Diante da crise que se instalava, senadores do PSDB e do próprio DEM, após reunião entre as ban-cadas, atuaram para tentar bai- xar a temperatura. Os senadores Aloysio Nunes Ferreira e Cássio Cunha Lima, respectivamente líderes do governo e do PSDB no Senado, defenderam que não se vá ao Supremo contra a decisão, para deixar claro que o julgamento no Senado é definitivo e "irrecorrível". A ideia seria, com isso, enfraquecer os recursos da defesa petista contra o impeachment. "Foi uma decisão mais piedosa do que política. Hoje é um dia de comemoração. Vamos focar no principal e não na pena acessória", disse Aloysio Nunes. "Esta não é uma questão central da governabilidade", minimizou.

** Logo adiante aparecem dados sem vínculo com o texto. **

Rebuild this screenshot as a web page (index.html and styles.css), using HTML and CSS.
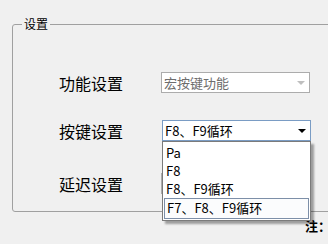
FILE: index.html
```html
<!DOCTYPE html>
<html lang="zh-CN">
<head>
  <meta charset="UTF-8" />
  <title>设置</title>
  <link rel="stylesheet" href="styles.css">
</head>
<body>
  <div class="group">
    <span class="group-title">设置</span>

    <div class="row">
      <span class="row-label">功能设置</span>
      <div class="combo combo-disabled">
        <span class="combo-text">宏按键功能</span>
        <span class="combo-arrow"></span>
      </div>
    </div>

    <div class="row">
      <span class="row-label">按键设置</span>
      <div class="combo combo-open">
        <span class="combo-text">F8、F9循环</span>
        <span class="combo-arrow"></span>
        <!-- open dropdown -->
        <ul class="drop-list">
          <li>Pa</li>
          <li>F8</li>
          <li>F8、F9循环</li>
          <li class="hot">F7、F8、F9循环</li>
        </ul>
      </div>
    </div>

    <div class="row row-last">
      <span class="row-label">延迟设置</span>
      <div class="combo">
        <span class="combo-text"></span>
        <span class="combo-arrow"></span>
      </div>
    </div>
  </div>

  <div class="note">注：</div>
</body>
</html>
```

FILE: styles.css
```css
body {
  margin: 0;
  background: #f0f0f0;
  font-family: "Noto Sans CJK SC", "Noto Sans", sans-serif;
  width: 328px;
  height: 244px;
  overflow: hidden;
}

.group {
  position: relative;
  margin: 24px 0 0 12px;
  width: 330px;
  height: 139px;
  border: 1px solid #a0a0a0;
  border-radius: 3px;
  padding-top: 47px;
  box-sizing: content-box;
}

.group-title {
  position: absolute;
  left: 9px;
  top: -9px;
  padding: 0 2px;
  background: #f0f0f0;
  font-size: 12px;
  line-height: 16px;
  color: #000;
}

.row {
  display: flex;
  align-items: center;
  height: 21px;
  margin-bottom: 27px;
}

.row-last {
  margin-top: 32px;
}

.row-label {
  width: 102px;
  padding-left: 46px;
  font-size: 16px;
  line-height: 21px;
  color: #000;
  position: relative;
  top: 1px;
}

.combo {
  position: relative;
  display: flex;
  align-items: center;
  width: 149px;
  height: 21px;
  box-sizing: border-box;
  border: 1px solid #acacac;
  background: #fff;
  padding-left: 2px;
}

.combo-text {
  flex: 1;
  font-size: 13px;
  line-height: 19px;
  color: #000;
  white-space: nowrap;
}

.combo-arrow {
  width: 0;
  height: 0;
  margin-right: 4px;
  border-left: 4px solid transparent;
  border-right: 4px solid transparent;
  border-top: 4px solid #000;
}

.combo-disabled .combo-text {
  color: #6d6d6d;
}

.combo-disabled .combo-arrow {
  border-top-color: #bfbfbf;
}

.combo-open {
  margin-left: 1px;
  border-color: #7a9cc4;
}

.drop-list {
  position: absolute;
  left: -1px;
  top: 20px;
  width: 149px;
  margin: 0;
  padding: 2px 0 1px;
  list-style: none;
  box-sizing: border-box;
  background: #fff;
  border: 1px solid #7b7b7b;
  box-shadow: 3px 3px 2px rgba(0, 0, 0, 0.35);
  z-index: 2;
}

.drop-list li {
  height: 18px;
  padding-left: 3px;
  font-size: 13px;
  line-height: 18px;
  color: #000;
  white-space: nowrap;
}

.drop-list li.hot {
  height: 19px;
  margin: 0 1px;
  padding-left: 2px;
  border: 1px solid #7d8fa8;
  line-height: 18px;
  background: #fbfcfd;
}

.note {
  margin: 7px 0 0 305px;
  font-size: 13px;
  font-weight: bold;
  line-height: 14px;
  white-space: nowrap;
}
```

Um dos mais indignados inicialmente, Cunha Lima disse que "esfriou a cabeça", depois da "surpresa" inicial. Para ele, não houve quebra de confiança, embora tenha dito que faltou aviso dos pemedebistas.

O senador José Agripino Maia (DEM-RN), também atuou e alertou para o risco de mais instabilidade política. "É preciso fazer uma avaliação detida. Isso pode judicializar o processo, trazer um inconveniente para o governo", disse. O senador acredita que o voto dos peemedebistas que favoreceu Dilma foi uma ação de "reciprocidade", espécie de "dízimo", pelos anos de aliança com o PT.